--- To be done ---
Repeat the material below exactly, line for line.

--- Data for the task ---
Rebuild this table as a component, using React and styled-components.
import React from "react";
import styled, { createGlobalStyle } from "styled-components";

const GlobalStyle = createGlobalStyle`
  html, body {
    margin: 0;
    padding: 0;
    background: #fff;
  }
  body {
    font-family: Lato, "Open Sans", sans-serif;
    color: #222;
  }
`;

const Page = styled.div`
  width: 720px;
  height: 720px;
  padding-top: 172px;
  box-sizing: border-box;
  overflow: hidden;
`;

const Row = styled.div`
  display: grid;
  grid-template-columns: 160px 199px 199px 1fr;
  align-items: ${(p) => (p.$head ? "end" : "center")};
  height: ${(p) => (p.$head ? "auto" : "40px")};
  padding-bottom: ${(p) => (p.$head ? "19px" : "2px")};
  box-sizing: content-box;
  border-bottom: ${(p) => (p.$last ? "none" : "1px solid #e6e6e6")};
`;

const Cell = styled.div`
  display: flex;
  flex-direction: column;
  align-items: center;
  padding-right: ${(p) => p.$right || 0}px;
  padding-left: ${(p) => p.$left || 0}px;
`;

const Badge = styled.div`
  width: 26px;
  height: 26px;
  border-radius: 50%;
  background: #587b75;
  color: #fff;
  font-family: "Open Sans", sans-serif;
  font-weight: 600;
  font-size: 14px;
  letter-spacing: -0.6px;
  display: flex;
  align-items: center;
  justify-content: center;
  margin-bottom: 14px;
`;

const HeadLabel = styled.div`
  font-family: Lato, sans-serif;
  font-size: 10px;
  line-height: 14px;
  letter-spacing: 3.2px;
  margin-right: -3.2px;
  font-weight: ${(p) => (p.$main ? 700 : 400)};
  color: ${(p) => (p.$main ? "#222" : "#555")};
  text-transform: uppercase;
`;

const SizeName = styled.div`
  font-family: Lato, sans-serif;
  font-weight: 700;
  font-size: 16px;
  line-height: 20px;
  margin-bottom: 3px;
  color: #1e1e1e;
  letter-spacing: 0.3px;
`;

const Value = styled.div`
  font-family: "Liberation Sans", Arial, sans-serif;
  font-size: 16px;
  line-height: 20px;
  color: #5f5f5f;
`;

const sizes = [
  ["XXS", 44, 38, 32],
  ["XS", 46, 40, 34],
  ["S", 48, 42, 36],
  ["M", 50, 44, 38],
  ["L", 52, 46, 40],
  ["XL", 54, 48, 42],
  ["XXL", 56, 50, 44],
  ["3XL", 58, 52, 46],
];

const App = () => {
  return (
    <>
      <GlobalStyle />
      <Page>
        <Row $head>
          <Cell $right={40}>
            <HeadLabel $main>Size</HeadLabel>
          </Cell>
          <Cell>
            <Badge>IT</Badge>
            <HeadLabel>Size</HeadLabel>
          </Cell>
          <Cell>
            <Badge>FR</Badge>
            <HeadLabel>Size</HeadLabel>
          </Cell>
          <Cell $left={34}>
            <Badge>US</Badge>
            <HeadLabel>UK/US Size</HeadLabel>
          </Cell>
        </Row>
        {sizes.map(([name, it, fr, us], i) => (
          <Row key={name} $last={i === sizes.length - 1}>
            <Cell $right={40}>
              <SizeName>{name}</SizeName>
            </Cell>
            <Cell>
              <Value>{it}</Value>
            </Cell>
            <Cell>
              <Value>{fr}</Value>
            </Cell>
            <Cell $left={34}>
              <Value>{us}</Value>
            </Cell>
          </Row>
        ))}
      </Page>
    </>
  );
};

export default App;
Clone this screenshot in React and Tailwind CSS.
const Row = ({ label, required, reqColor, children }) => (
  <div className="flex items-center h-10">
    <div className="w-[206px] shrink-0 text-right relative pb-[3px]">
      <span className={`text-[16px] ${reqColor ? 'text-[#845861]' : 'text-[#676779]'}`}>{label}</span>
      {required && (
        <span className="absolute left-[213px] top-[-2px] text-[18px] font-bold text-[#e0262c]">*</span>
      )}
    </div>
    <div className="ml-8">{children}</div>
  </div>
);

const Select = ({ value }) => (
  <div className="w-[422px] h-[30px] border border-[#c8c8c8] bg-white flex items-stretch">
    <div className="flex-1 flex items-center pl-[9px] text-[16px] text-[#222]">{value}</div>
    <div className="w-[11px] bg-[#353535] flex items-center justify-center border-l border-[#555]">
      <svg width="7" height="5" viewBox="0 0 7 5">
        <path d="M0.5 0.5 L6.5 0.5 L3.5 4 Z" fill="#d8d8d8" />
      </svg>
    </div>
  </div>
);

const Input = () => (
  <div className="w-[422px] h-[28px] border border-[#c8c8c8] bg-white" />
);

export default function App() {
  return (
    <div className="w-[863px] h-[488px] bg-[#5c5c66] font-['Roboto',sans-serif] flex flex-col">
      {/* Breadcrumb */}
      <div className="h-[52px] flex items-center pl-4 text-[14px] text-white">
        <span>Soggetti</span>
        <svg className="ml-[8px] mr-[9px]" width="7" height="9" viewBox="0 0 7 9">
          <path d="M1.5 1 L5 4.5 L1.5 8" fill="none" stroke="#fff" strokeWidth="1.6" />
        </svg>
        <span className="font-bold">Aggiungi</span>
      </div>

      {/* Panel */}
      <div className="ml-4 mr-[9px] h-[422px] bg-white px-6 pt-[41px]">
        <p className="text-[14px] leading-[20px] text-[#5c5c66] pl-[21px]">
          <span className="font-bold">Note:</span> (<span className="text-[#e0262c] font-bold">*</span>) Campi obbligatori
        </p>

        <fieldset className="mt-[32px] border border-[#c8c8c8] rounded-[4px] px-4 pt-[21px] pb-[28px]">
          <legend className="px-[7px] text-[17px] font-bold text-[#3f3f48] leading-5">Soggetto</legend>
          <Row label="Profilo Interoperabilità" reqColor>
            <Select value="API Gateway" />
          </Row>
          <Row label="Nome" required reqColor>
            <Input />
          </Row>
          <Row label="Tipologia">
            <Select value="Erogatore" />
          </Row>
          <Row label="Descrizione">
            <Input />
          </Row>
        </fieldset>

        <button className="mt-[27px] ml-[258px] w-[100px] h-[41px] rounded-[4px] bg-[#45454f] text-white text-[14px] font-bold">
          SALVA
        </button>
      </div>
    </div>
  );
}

--- Response to this exercise ---
Rebuild this table as a component, using React and styled-components.
import React from "react";
import styled, { createGlobalStyle } from "styled-components";

const GlobalStyle = createGlobalStyle`
  html, body {
    margin: 0;
    padding: 0;
    background: #fff;
  }
  body {
    font-family: Lato, "Open Sans", sans-serif;
    color: #222;
  }
`;

const Page = styled.div`
  width: 720px;
  height: 720px;
  padding-top: 172px;
  box-sizing: border-box;
  overflow: hidden;
`;

const Row = styled.div`
  display: grid;
  grid-template-columns: 160px 199px 199px 1fr;
  align-items: ${(p) => (p.$head ? "end" : "center")};
  height: ${(p) => (p.$head ? "auto" : "40px")};
  padding-bottom: ${(p) => (p.$head ? "19px" : "2px")};
  box-sizing: content-box;
  border-bottom: ${(p) => (p.$last ? "none" : "1px solid #e6e6e6")};
`;

const Cell = styled.div`
  display: flex;
  flex-direction: column;
  align-items: center;
  padding-right: ${(p) => p.$right || 0}px;
  padding-left: ${(p) => p.$left || 0}px;
`;

const Badge = styled.div`
  width: 26px;
  height: 26px;
  border-radius: 50%;
  background: #587b75;
  color: #fff;
  font-family: "Open Sans", sans-serif;
  font-weight: 600;
  font-size: 14px;
  letter-spacing: -0.6px;
  display: flex;
  align-items: center;
  justify-content: center;
  margin-bottom: 14px;
`;

const HeadLabel = styled.div`
  font-family: Lato, sans-serif;
  font-size: 10px;
  line-height: 14px;
  letter-spacing: 3.2px;
  margin-right: -3.2px;
  font-weight: ${(p) => (p.$main ? 700 : 400)};
  color: ${(p) => (p.$main ? "#222" : "#555")};
  text-transform: uppercase;
`;

const SizeName = styled.div`
  font-family: Lato, sans-serif;
  font-weight: 700;
  font-size: 16px;
  line-height: 20px;
  margin-bottom: 3px;
  color: #1e1e1e;
  letter-spacing: 0.3px;
`;

const Value = styled.div`
  font-family: "Liberation Sans", Arial, sans-serif;
  font-size: 16px;
  line-height: 20px;
  color: #5f5f5f;
`;

const sizes = [
  ["XXS", 44, 38, 32],
  ["XS", 46, 40, 34],
  ["S", 48, 42, 36],
  ["M", 50, 44, 38],
  ["L", 52, 46, 40],
  ["XL", 54, 48, 42],
  ["XXL", 56, 50, 44],
  ["3XL", 58, 52, 46],
];

const App = () => {
  return (
    <>
      <GlobalStyle />
      <Page>
        <Row $head>
          <Cell $right={40}>
            <HeadLabel $main>Size</HeadLabel>
          </Cell>
          <Cell>
            <Badge>IT</Badge>
            <HeadLabel>Size</HeadLabel>
          </Cell>
          <Cell>
            <Badge>FR</Badge>
            <HeadLabel>Size</HeadLabel>
          </Cell>
          <Cell $left={34}>
            <Badge>US</Badge>
            <HeadLabel>UK/US Size</HeadLabel>
          </Cell>
        </Row>
        {sizes.map(([name, it, fr, us], i) => (
          <Row key={name} $last={i === sizes.length - 1}>
            <Cell $right={40}>
              <SizeName>{name}</SizeName>
            </Cell>
            <Cell>
              <Value>{it}</Value>
            </Cell>
            <Cell>
              <Value>{fr}</Value>
            </Cell>
            <Cell $left={34}>
              <Value>{us}</Value>
            </Cell>
          </Row>
        ))}
      </Page>
    </>
  );
};

export default App;
Clone this screenshot in React and Tailwind CSS.
const Row = ({ label, required, reqColor, children }) => (
  <div className="flex items-center h-10">
    <div className="w-[206px] shrink-0 text-right relative pb-[3px]">
      <span className={`text-[16px] ${reqColor ? 'text-[#845861]' : 'text-[#676779]'}`}>{label}</span>
      {required && (
        <span className="absolute left-[213px] top-[-2px] text-[18px] font-bold text-[#e0262c]">*</span>
      )}
    </div>
    <div className="ml-8">{children}</div>
  </div>
);

const Select = ({ value }) => (
  <div className="w-[422px] h-[30px] border border-[#c8c8c8] bg-white flex items-stretch">
    <div className="flex-1 flex items-center pl-[9px] text-[16px] text-[#222]">{value}</div>
    <div className="w-[11px] bg-[#353535] flex items-center justify-center border-l border-[#555]">
      <svg width="7" height="5" viewBox="0 0 7 5">
        <path d="M0.5 0.5 L6.5 0.5 L3.5 4 Z" fill="#d8d8d8" />
      </svg>
    </div>
  </div>
);

const Input = () => (
  <div className="w-[422px] h-[28px] border border-[#c8c8c8] bg-white" />
);

export default function App() {
  return (
    <div className="w-[863px] h-[488px] bg-[#5c5c66] font-['Roboto',sans-serif] flex flex-col">
      {/* Breadcrumb */}
      <div className="h-[52px] flex items-center pl-4 text-[14px] text-white">
        <span>Soggetti</span>
        <svg className="ml-[8px] mr-[9px]" width="7" height="9" viewBox="0 0 7 9">
          <path d="M1.5 1 L5 4.5 L1.5 8" fill="none" stroke="#fff" strokeWidth="1.6" />
        </svg>
        <span className="font-bold">Aggiungi</span>
      </div>

      {/* Panel */}
      <div className="ml-4 mr-[9px] h-[422px] bg-white px-6 pt-[41px]">
        <p className="text-[14px] leading-[20px] text-[#5c5c66] pl-[21px]">
          <span className="font-bold">Note:</span> (<span className="text-[#e0262c] font-bold">*</span>) Campi obbligatori
        </p>

        <fieldset className="mt-[32px] border border-[#c8c8c8] rounded-[4px] px-4 pt-[21px] pb-[28px]">
          <legend className="px-[7px] text-[17px] font-bold text-[#3f3f48] leading-5">Soggetto</legend>
          <Row label="Profilo Interoperabilità" reqColor>
            <Select value="API Gateway" />
          </Row>
          <Row label="Nome" required reqColor>
            <Input />
          </Row>
          <Row label="Tipologia">
            <Select value="Erogatore" />
          </Row>
          <Row label="Descrizione">
            <Input />
          </Row>
        </fieldset>

        <button className="mt-[27px] ml-[258px] w-[100px] h-[41px] rounded-[4px] bg-[#45454f] text-white text-[14px] font-bold">
          SALVA
        </button>
      </div>
    </div>
  );
}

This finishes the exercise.